Friday, December 11, 2015

Bangsa Yang Baik

Semester ini hampir berakhir. Sebentar lagi UAS dan setelahnya?  I don't know. Mungkin liburan sebentar, kemudian kembali lagi beraktifitas seperti biasa. Suatu siklus yang membosankan.. benar-benar membosankan.

Ketika UAS nanti, semua orang sibuk mempersiapkan diri untuk bisa menjawab ujian. Belajar. Andai tidak ada ujian, mungkinkah masih ada yang belajar. Masihkah ada yang mencari di sana-sini catatan-catatan untuk dipelajari dan didiskukisan. Masihkah ada yang belajar???

Indonesia ini terlalu nyantai. Terlalu lembek. Sehingga para pemudanya tidak punya gairah. Tidak punya ambisi untuk bisa menaklukkan. Karena di sini, tidak ada gesekan berarti yang menuntut pemecahan dari para pemudanya. Tidak ada tanjakan yang kuat untuk berdiri dan melihat jauh. Tidak ada dinding penjepit yang memaksa keluarnya pemberontakan.

Semua telah rapuh. Kepalan tangan tak sekuat dulu. Karena jaring-jaring yang diuntai oleh para pejuang kemerdekaan tidak lagi digunakan. Malas melaut karena dikira ikan yang telah tertangkap telah banyak. Akhirnya tidak ada tenaga, dan terperangkap dalam kefanaan nikmat.

Apalagi kehidupan di Jawa. Pulau yang sangat padat. Tak mungkin dijumpai satu menit saja jalan yang sepi dari kendaraan. Tak ada yang peduli dengan seberapa banyak karbon yang dihasilkan. Akhirnya apa yang dihirup itulah yang mengalir dalam tubuh bersama darah. Yang kemudian menyumbat jalan otak untuk berpikir jernih. Memutuskan rantai logika. Terjadi di semua kalangan. Dari yang kecil sampai yang gede, badan maupun jabatannya. Dan kejumudan terjadi. Semua hampir terjebak dalam system.

Sepertinya kita butuh revolusi sekali lagi, untuk kesekian kalinya. Revolusi apa? I don't know either... Lihat hal berikut, beberapa hari kemarin telah terjadi acara lama dengan teknis baru.
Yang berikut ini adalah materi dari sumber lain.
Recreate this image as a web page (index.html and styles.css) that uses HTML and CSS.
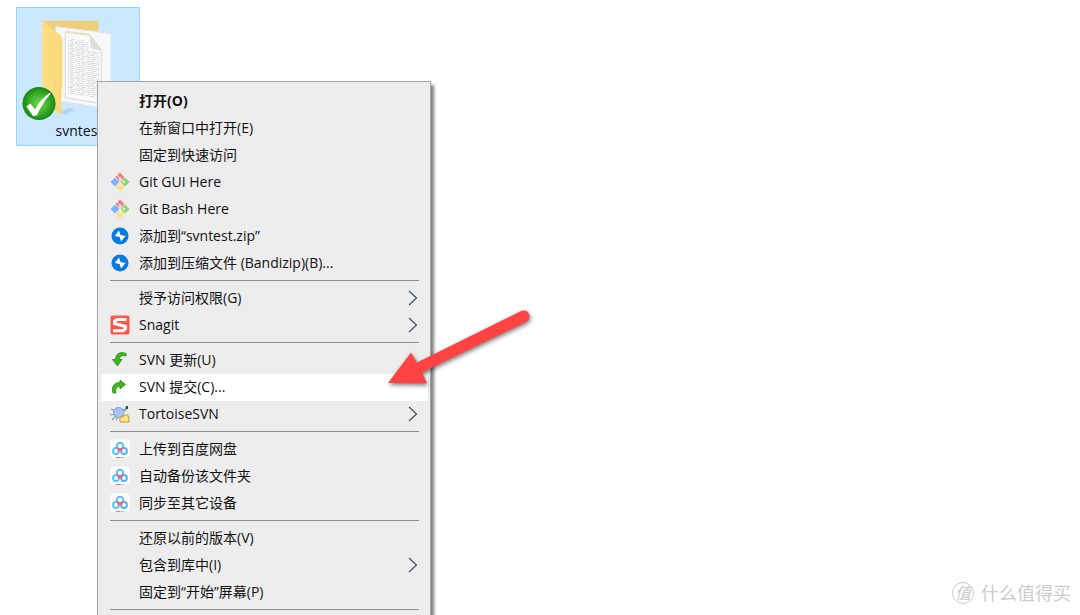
FILE: index.html
```html
<!DOCTYPE html>
<html lang="zh-CN">

<head>
    <meta charset="UTF-8">
    <meta name="viewport" content="width=device-width, initial-scale=1.0">
    <title>svntest</title>
    <link rel="stylesheet" href="styles.css">
</head>

<body>
    <!-- shared icons -->
    <svg class="sprite" aria-hidden="true">
        <symbol id="git" viewBox="0 0 20 20">
            <path d="M10 .5l4.500 4.500L10 9.500 5.500 5z" fill="#f87c7c" />
            <path d="M5 5.500L9.500 10 5 14.500.5 10z" fill="#80b3ff" />
            <path d="M15 5.500l4.500 4.500-4.500 4.500L10.500 10z" fill="#88d96c" />
            <path d="M10 10.500l4.500 4.500-4.500 4.500L5.500 15z" fill="#ffe180" />
            <path d="M7 3l3 3v8M10 7l4 3" fill="none" stroke="#ededed" stroke-width="1" />
            <circle cx="10" cy="6.500" r="1.200" fill="#ededed" />
            <circle cx="10" cy="13.500" r="1.200" fill="#ededed" />
            <circle cx="14" cy="10" r="1.200" fill="#ededed" />
        </symbol>
        <symbol id="bandizip" viewBox="0 0 20 20">
            <circle cx="10" cy="10" r="8.500" fill="#0a7ade" />
            <path d="M9 4.500l1.500 4.500 5 1-4.500 5.500-1.300-4.500-5-1z" fill="#fff" />
        </symbol>
        <symbol id="snagit" viewBox="0 0 20 20">
            <rect x=".5" y=".5" width="19" height="19" rx="2" fill="#ff5548" />
            <path d="M16.500 4.500H7L4.500 6.300V8.500l11 3v2.300L13 15.800H3" fill="none" stroke="#fff" stroke-width="3" />
        </symbol>
        <symbol id="update" viewBox="0 0 20 20">
            <path d="M16 3.500C10 1 5.500 4 5.500 9.500H2.500l5 6.500L12 9.500H9.500c0-3 2-4.500 6.500-3.500z" fill="#42b519" stroke="#2b8a22" stroke-width=".8" />
        </symbol>
        <symbol id="commit" viewBox="0 0 20 20">
            <path d="M3 16C1 10 4 5.500 10 5.500V3l5.500 4.500L10 12V9.500C7 9.500 5 11 6 16z" fill="#42b519" stroke="#2b8a22" stroke-width=".8" />
        </symbol>
        <symbol id="tortoise" viewBox="0 0 20 20">
            <path d="M1 5l5 2M2 16l4-4M0 11l6-1M6 16l2-3M12 6l4-1" fill="none" stroke="#8399ad" stroke-width="1.200" />
            <circle cx="8.500" cy="8.500" r="5" fill="#a5c5fa" stroke="#7898cf" />
            <path d="M13 7l2-4 3-1-1 4-4 3z" fill="#91abc4" />
            <path d="M17 2v3" stroke="#24445d" stroke-width="2" />
            <path d="M10 13h3l1-2h4v2h1v5h-9z" fill="#ffe48a" stroke="#c69a31" />
        </symbol>
        <symbol id="baidu" viewBox="0 0 20 20">
            <rect x=".5" y=".5" width="19" height="18" rx="4" fill="#fff" />
            <circle cx="10" cy="7" r="3.300" fill="none" stroke="#58c0f8" stroke-width="1.900" />
            <circle cx="6" cy="12" r="2.900" fill="none" stroke="#52c8fb" stroke-width="2" />
            <circle cx="14" cy="12" r="2.900" fill="none" stroke="#52b2f8" stroke-width="2" />
            <path d="M7 8.500q3 3.500 6 0M10 10l-2 2M10 10l2 2" fill="none" stroke="#f45f7c" stroke-width="1.900" />
            <path d="M6 18.500h4" stroke="#f76c88" />
            <path d="M10 18.500h4" stroke="#88cdf8" />
        </symbol>
        <symbol id="chevron" viewBox="0 0 10 16">
            <path d="M1 1l7.500 7L1 15" fill="none" stroke="#434765" stroke-width="1.200" />
        </symbol>
    </svg>

    <main class="desktop">
        <div class="folder">
            <svg class="folder-icon" viewBox="0 0 112 112" aria-hidden="true">
                <defs>
                    <linearGradient id="flap" x2="1">
                        <stop offset="0" stop-color="#ffdf87" />
                        <stop offset="1" stop-color="#fbd777" />
                    </linearGradient>
                    <radialGradient id="ball">
                        <stop offset="0" stop-color="#6ed651" />
                        <stop offset=".6" stop-color="#3bae28" />
                        <stop offset="1" stop-color="#168716" />
                    </radialGradient>
                    <pattern id="writing" width="11" height="6" patternUnits="userSpaceOnUse" patternTransform="skewY(8)">
                        <path d="M0 .5h5M6 .5h4M2 2.500h3M6 2.500h5M0 4.500h2M3 4.500h6" stroke="#d2d4d6" stroke-width=".9" />
                    </pattern>
                </defs>
                <path d="M40 103l9-5 5 3-9 5z" fill="#b4d5f0" />
                <path d="M21 9h58v75H40z" fill="#f0cf79" />
                <path d="M35 15l57 7v78l-57-9z" fill="#f5f7f8" stroke="#dce2e6" />
                <path d="M45 21l25 3 12 16v54l-37-6z" fill="#fafafa" stroke="#d9dadb" />
                <path d="M48 27l21 3v10h11v49l-32-5z" fill="url(#writing)" />
                <path d="M46 20l24 3 12 16" fill="none" stroke="#edda9e" />
                <path d="M70 24l12 16-11-3z" fill="#dde0e2" />
                <path d="M21 9l19 15q2 2 2 5v48l-1 4v22q-1 4-4 1L21 90z" fill="url(#flap)" />
                <circle cx="18" cy="94" r="17" fill="url(#ball)" />
                <path d="M5 97l4-3 5 6Q20 89 29 83l1 1Q21 94 16 106l-4 1z" fill="#fff" />
            </svg>
            <span class="folder-name">svntest</span>
        </div>

        <menu class="context-menu">
            <li><button class="item default">打开(O)</button></li>
            <li><button class="item">在新窗口中打开(E)</button></li>
            <li><button class="item">固定到快速访问</button></li>
            <li><button class="item"><svg class="icon"><use href="#git" /></svg>Git GUI Here</button></li>
            <li><button class="item"><svg class="icon"><use href="#git" /></svg>Git Bash Here</button></li>
            <li><button class="item"><svg class="icon"><use href="#bandizip" /></svg>添加到“svntest.zip”</button></li>
            <li><button class="item"><svg class="icon"><use href="#bandizip" /></svg>添加到压缩文件 (Bandizip)(B)...</button></li>
            <li class="separator"></li>
            <li><button class="item">授予访问权限(G)<svg class="chevron"><use href="#chevron" /></svg></button></li>
            <li><button class="item"><svg class="icon"><use href="#snagit" /></svg>Snagit<svg class="chevron"><use href="#chevron" /></svg></button></li>
            <li class="separator"></li>
            <li><button class="item"><svg class="icon"><use href="#update" /></svg>SVN 更新(U)</button></li>
            <li><button class="item active"><svg class="icon"><use href="#commit" /></svg>SVN 提交(C)...</button></li>
            <li><button class="item"><svg class="icon"><use href="#tortoise" /></svg>TortoiseSVN<svg class="chevron"><use href="#chevron" /></svg></button></li>
            <li class="separator"></li>
            <li><button class="item"><svg class="icon"><use href="#baidu" /></svg>上传到百度网盘</button></li>
            <li><button class="item"><svg class="icon"><use href="#baidu" /></svg>自动备份该文件夹</button></li>
            <li><button class="item"><svg class="icon"><use href="#baidu" /></svg>同步至其它设备</button></li>
            <li class="separator"></li>
            <li><button class="item">还原以前的版本(V)</button></li>
            <li><button class="item">包含到库中(I)<svg class="chevron"><use href="#chevron" /></svg></button></li>
            <li><button class="item">固定到“开始”屏幕(P)</button></li>
            <li class="separator"></li>
        </menu>

        <svg class="pointer" viewBox="0 0 160 90" aria-hidden="true">
            <path d="M8 83L31 52.500l6 10L141 11q6-2 8 3t-3 8L42 72.500l5 11z" fill="#ff4343" />
        </svg>

        <div class="watermark">
            <span class="watermark-logo">值</span>
            <span>什么值得买</span>
        </div>
    </main>
</body>

</html>
```
FILE: styles.css
```css
* {
    box-sizing: border-box;
}

body {
    margin: 0;
    background-color: #fff;
    color: #111;
    font-family: "Open Sans", "Noto Sans CJK SC", sans-serif;
    font-size: 14px;
}

.sprite {
    position: absolute;
    width: 0;
    height: 0;
}

.desktop {
    position: relative;
    height: 100vh;
    padding: 7px 16px;
    overflow: hidden;
}

.folder {
    display: flex;
    flex-direction: column;
    width: 124px;
    height: 139px;
    padding: 4px 3px;
    background-color: #cce8ff;
    border: 1px solid #99d1ff;
}

.folder-icon {
    width: 112px;
    height: 112px;
}

.folder-name {
    padding-left: 2px;
    line-height: 20px;
    text-align: center;
}

.context-menu {
    position: absolute;
    top: 81px;
    left: 97px;
    width: 334px;
    margin: 0;
    padding: 6px 2px 24px 3px;
    list-style: none;
    background-color: #ededed;
    border: 1px solid #a5a5a5;
    box-shadow: 3px 4px 3px rgba(0, 0, 0, 0.5);
}

.item {
    display: flex;
    align-items: center;
    width: 100%;
    height: 27px;
    padding: 0 10px 2px 38px;
    border: 0;
    background: none;
    color: inherit;
    font: inherit;
    line-height: 20px;
    text-align: left;
    white-space: pre;
}

.item:hover,
.item.active {
    background-color: #fff;
}

.default {
    font-weight: bold;
}

.icon {
    width: 20px;
    height: 20px;
    margin-left: -29px;
    margin-right: 9px;
}

.chevron {
    width: 10px;
    height: 16px;
    margin-left: auto;
}

.separator {
    height: 1px;
    margin: 3px 9px 4px;
    background-color: #919191;
}

.pointer {
    position: absolute;
    top: 300px;
    left: 380px;
    width: 160px;
    height: 90px;
    filter: drop-shadow(1px 2px 2px rgba(0, 0, 0, 0.5));
}

.watermark {
    position: absolute;
    right: 9px;
    bottom: 10px;
    display: flex;
    align-items: center;
    gap: 7px;
    color: #ccc;
    font-size: 18px;
    line-height: 24px;
}

.watermark-logo {
    width: 22px;
    height: 22px;
    border: 1px solid #ccc;
    border-radius: 50%;
    font-size: 16px;
    font-style: italic;
    line-height: 20px;
    text-align: center;
}
```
Acara besar publik. Yaitu pilkada serempak. Apa artinya? Artinya bangsa ini sedang berdemokrasi. Sayangnya demokrasi harus seperti itu. Tidakkah dipikir dengan demokrasi seperti itu suara para guru ngaji di musholla-musholla disamakan dengan suara penjahat yang ada di terminal. Sungguh disayangkan.. Sungguh benar-benar kekacauan..

Tapi bagaimanapun juga aku bangga jadi bagian dari bangsa ini meski tidak jelas apa yang kubanggakan. Terlalu abstrak untuk dijelaskan. Mungki karena masih ada harapan untuk diperjuangkan. Yaitu menjadikannya bangsa yang besar. Tapi bukan seperti AS dan sekutunya. Bangsa besar yang baik. Itulah tepatnya harapan kecilku. Kalau tidak menjadi bangsa besar tak jadi masalah. Menjadai bangsa yang baik saja sudah cukup. Bahkan mungkin lebih baik.